[Start of DATASET SECTION]
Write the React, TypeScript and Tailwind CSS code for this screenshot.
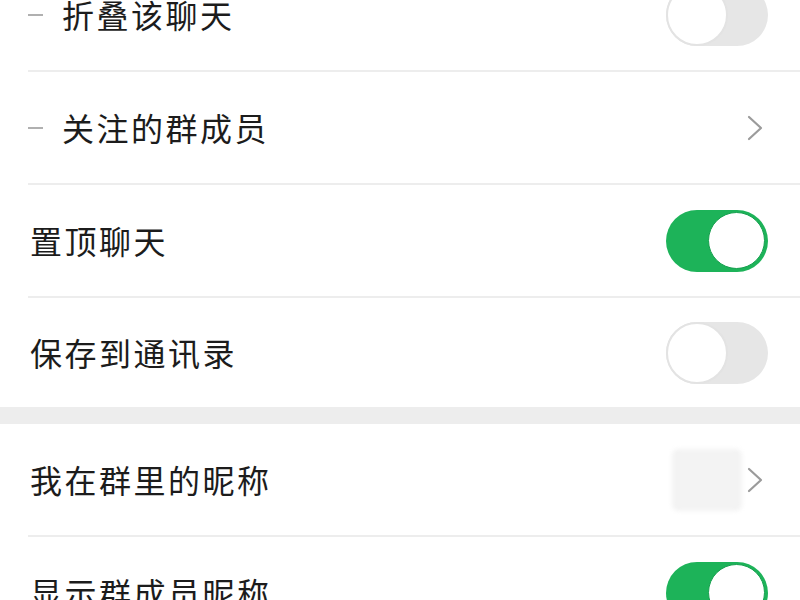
import type { ReactNode } from "react";

function Toggle({ on }: { on: boolean }) {
  return on ? (
    <div className="w-[102px] h-[62px] rounded-full bg-[#1db359] flex items-center justify-end pr-[3px] shrink-0">
      <div className="w-[57px] h-[57px] rounded-full bg-white border border-[#17a04f]" />
    </div>
  ) : (
    <div className="w-[102px] h-[62px] rounded-full bg-[#e6e6e6] flex items-center justify-start shrink-0">
      <div className="w-[62px] h-[62px] rounded-full bg-white border-2 border-[#e3e3e3]" />
    </div>
  );
}

function Chevron() {
  return (
    <svg width="18" height="28" viewBox="0 0 18 28" className="shrink-0">
      <path d="M3 3 L15 14 L3 25" fill="none" stroke="#9b9b9b" strokeWidth="2.2" strokeLinecap="round" strokeLinejoin="round" />
    </svg>
  );
}

function Row({
  label,
  dash,
  right,
  line = true,
  h = "h-[111px]",
}: {
  label: string;
  dash?: boolean;
  right: ReactNode;
  line?: boolean;
  h?: string;
}) {
  return (
    <div>
      <div className={`${h} flex items-center pl-[30px] pr-[32px]`}>
        {dash && <div className="w-[15px] h-[2px] bg-[#b0b0b0] mr-[19px] -ml-[2px]" />}
        <span className="flex-1 text-[32px] text-[#1c1c1c] tracking-[2.5px] -mt-[2px]">{label}</span>
        {right}
      </div>
      {line && <div className="ml-[28px] h-[2px] bg-[#ededed]" />}
    </div>
  );
}

export default function App() {
  return (
    <div
      className="w-[800px] h-[600px] overflow-hidden bg-white"
      style={{ fontFamily: '"Noto Sans CJK SC", "Noto Sans", sans-serif' }}
    >
      <div className="-mt-[41px]">
        <Row label="折叠该聊天" dash right={<Toggle on={false} />} />
        <Row label="关注的群成员" dash right={<div className="pr-[4px]"><Chevron /></div>} />
        <Row label="置顶聊天" right={<Toggle on />} />
        <Row label="保存到通讯录" right={<Toggle on={false} />} line={false} h="h-[109px]" />
        <div className="h-[17px] bg-[#ededed]" />
        <Row
          label="我在群里的昵称"
          right={
            <div className="flex items-center gap-[4px] pr-[4px]">
              <div className="w-[70px] h-[62px] bg-[#f3f3f3] rounded-[6px] blur-[2px]" />
              <Chevron />
            </div>
          }
        />
        <Row label="显示群成员昵称" right={<Toggle on />} />
      </div>
    </div>
  );
}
[End of DATASET SECTION]
Repeat the data exactly, without the pictures.

◆ COMPLETE ANSWER ◆
Write the React, TypeScript and Tailwind CSS code for this screenshot.
import type { ReactNode } from "react";

function Toggle({ on }: { on: boolean }) {
  return on ? (
    <div className="w-[102px] h-[62px] rounded-full bg-[#1db359] flex items-center justify-end pr-[3px] shrink-0">
      <div className="w-[57px] h-[57px] rounded-full bg-white border border-[#17a04f]" />
    </div>
  ) : (
    <div className="w-[102px] h-[62px] rounded-full bg-[#e6e6e6] flex items-center justify-start shrink-0">
      <div className="w-[62px] h-[62px] rounded-full bg-white border-2 border-[#e3e3e3]" />
    </div>
  );
}

function Chevron() {
  return (
    <svg width="18" height="28" viewBox="0 0 18 28" className="shrink-0">
      <path d="M3 3 L15 14 L3 25" fill="none" stroke="#9b9b9b" strokeWidth="2.2" strokeLinecap="round" strokeLinejoin="round" />
    </svg>
  );
}

function Row({
  label,
  dash,
  right,
  line = true,
  h = "h-[111px]",
}: {
  label: string;
  dash?: boolean;
  right: ReactNode;
  line?: boolean;
  h?: string;
}) {
  return (
    <div>
      <div className={`${h} flex items-center pl-[30px] pr-[32px]`}>
        {dash && <div className="w-[15px] h-[2px] bg-[#b0b0b0] mr-[19px] -ml-[2px]" />}
        <span className="flex-1 text-[32px] text-[#1c1c1c] tracking-[2.5px] -mt-[2px]">{label}</span>
        {right}
      </div>
      {line && <div className="ml-[28px] h-[2px] bg-[#ededed]" />}
    </div>
  );
}

export default function App() {
  return (
    <div
      className="w-[800px] h-[600px] overflow-hidden bg-white"
      style={{ fontFamily: '"Noto Sans CJK SC", "Noto Sans", sans-serif' }}
    >
      <div className="-mt-[41px]">
        <Row label="折叠该聊天" dash right={<Toggle on={false} />} />
        <Row label="关注的群成员" dash right={<div className="pr-[4px]"><Chevron /></div>} />
        <Row label="置顶聊天" right={<Toggle on />} />
        <Row label="保存到通讯录" right={<Toggle on={false} />} line={false} h="h-[109px]" />
        <div className="h-[17px] bg-[#ededed]" />
        <Row
          label="我在群里的昵称"
          right={
            <div className="flex items-center gap-[4px] pr-[4px]">
              <div className="w-[70px] h-[62px] bg-[#f3f3f3] rounded-[6px] blur-[2px]" />
              <Chevron />
            </div>
          }
        />
        <Row label="显示群成员昵称" right={<Toggle on />} />
      </div>
    </div>
  );
}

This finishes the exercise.